**TASK**
Look through the data below and return each line where "index" appears.

Extracted data entries
______

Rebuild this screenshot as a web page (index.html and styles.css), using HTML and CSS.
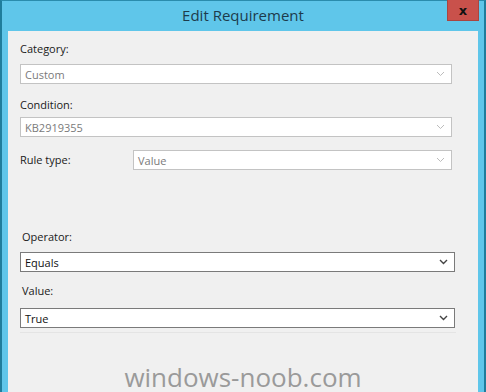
FILE: index.html
```html
<!DOCTYPE html>
<html lang="en">

<head>
    <meta charset="UTF-8">
    <title>Edit Requirement</title>
    <link rel="stylesheet" href="styles.css">
</head>

<body>
    <div class="window">
        <div class="title-bar">
            <span class="title">Edit Requirement</span>
            <button class="close-btn" type="button">x</button>
        </div>

        <div class="panel">
            <div class="field category">
                <label class="label">Category:</label>
                <div class="combo disabled">
                    <span>Custom</span>
                    <svg class="chevron" viewBox="0 0 9 6" width="9" height="6"><path d="M1 1l3.5 3.5L8 1" /></svg>
                </div>
            </div>

            <div class="field condition">
                <label class="label">Condition:</label>
                <div class="combo disabled">
                    <span>KB2919355</span>
                    <svg class="chevron" viewBox="0 0 9 6" width="9" height="6"><path d="M1 1l3.5 3.5L8 1" /></svg>
                </div>
            </div>

            <div class="field-row">
                <label class="label">Rule type:</label>
                <div class="combo disabled">
                    <span>Value</span>
                    <svg class="chevron" viewBox="0 0 9 6" width="9" height="6"><path d="M1 1l3.5 3.5L8 1" /></svg>
                </div>
            </div>

            <div class="group">
                <div class="field operator">
                    <label class="label">Operator:</label>
                    <div class="combo">
                        <span>Equals</span>
                        <svg class="chevron" viewBox="0 0 9 6" width="9" height="6"><path d="M1 1l3.5 3.5L8 1" /></svg>
                    </div>
                </div>

                <div class="field value">
                    <label class="label">Value:</label>
                    <div class="combo">
                        <span>True</span>
                        <svg class="chevron" viewBox="0 0 9 6" width="9" height="6"><path d="M1 1l3.5 3.5L8 1" /></svg>
                    </div>
                </div>
            </div>

            <div class="separator"></div>

            <div class="watermark">windows-noob.com</div>
        </div>
    </div>
</body>

</html>
```

FILE: styles.css
```css
* {
    margin: 0;
    padding: 0;
    box-sizing: border-box;
}

html,
body {
    width: 486px;
    height: 392px;
    overflow: hidden;
}

body {
    font-family: "Open Sans", "Noto Sans", sans-serif;
    font-size: 11px;
    color: #1a1a1a;
}

.window {
    height: 392px;
    background: #5fc6ea;
    border-left: 2px solid #1f7d9c;
    border-right: 2px solid #1f7d9c;
    border-top: 1px solid #2a8cad;
    padding: 0 6px 0 6px;
    display: flex;
    flex-direction: column;
}

.title-bar {
    height: 30px;
    position: relative;
    display: flex;
    align-items: center;
    justify-content: center;
    flex-shrink: 0;
}

.title {
    font-size: 15px;
    color: #1d3b4c;
    padding-bottom: 3px;
}

.close-btn {
    position: absolute;
    top: -1px;
    right: -1px;
    width: 32px;
    height: 21px;
    background: #c9514b;
    border: 1px solid #a94540;
    border-top: none;
    color: #111;
    font-family: "DejaVu Sans", sans-serif;
    font-weight: bold;
    font-size: 13px;
    line-height: 17px;
}

.panel {
    flex: 1;
    min-height: 0;
    background: #f0f0f0;
    padding: 11px 0 0 12px;
    display: flex;
    flex-direction: column;
}

.label {
    display: block;
    height: 14px;
    line-height: 14px;
    color: #1a1a1a;
}

.field {
    display: flex;
    flex-direction: column;
    width: 432px;
}

.category {
    gap: 8px;
    margin-bottom: 14px;
}

.condition {
    gap: 5px;
    margin-bottom: 13px;
}

.field-row {
    display: flex;
    align-items: center;
    width: 432px;
}

.field-row .label {
    width: 113px;
}

.field-row .combo {
    flex: 1;
}

.combo {
    height: 20px;
    background: #fff;
    border: 1px solid #7a7a7a;
    display: flex;
    align-items: center;
    justify-content: space-between;
    padding: 0 6px 0 4px;
    color: #111;
}

.combo.disabled {
    border-color: #c3c3c3;
    color: #7a7a7a;
}

.chevron {
    fill: none;
    stroke: #444;
    stroke-width: 1.4;
}

.combo.disabled .chevron {
    stroke: #bcbcbc;
    stroke-width: 1;
}

.group {
    margin-top: 60px;
}

.group .field {
    width: 435px;
}

.group .label {
    padding-left: 2px;
}

.operator {
    gap: 8px;
    margin-bottom: 12px;
}

.value {
    gap: 10px;
    margin-bottom: 4px;
}

.separator {
    width: 436px;
    height: 1px;
    background: #e4e4e4;
}

.watermark {
    margin: 30px 0 0 -12px;
    text-align: center;
    font-size: 26px;
    line-height: 28px;
    color: #9a9a9a;
}
```
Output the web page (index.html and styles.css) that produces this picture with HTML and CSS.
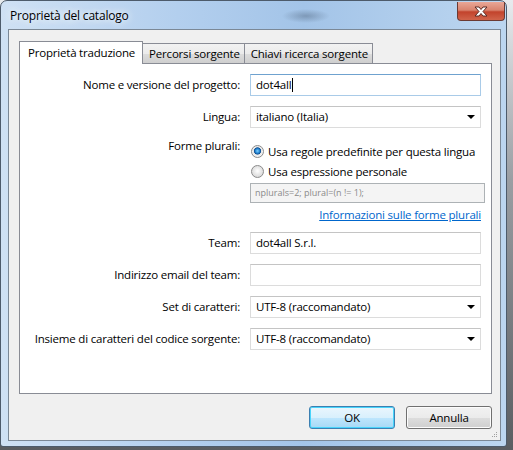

______

**CORRECT ANSWER**
Rebuild this screenshot as a web page (index.html and styles.css), using HTML and CSS.
FILE: index.html
Output the web page (index.html and styles.css) that produces this picture with HTML and CSS.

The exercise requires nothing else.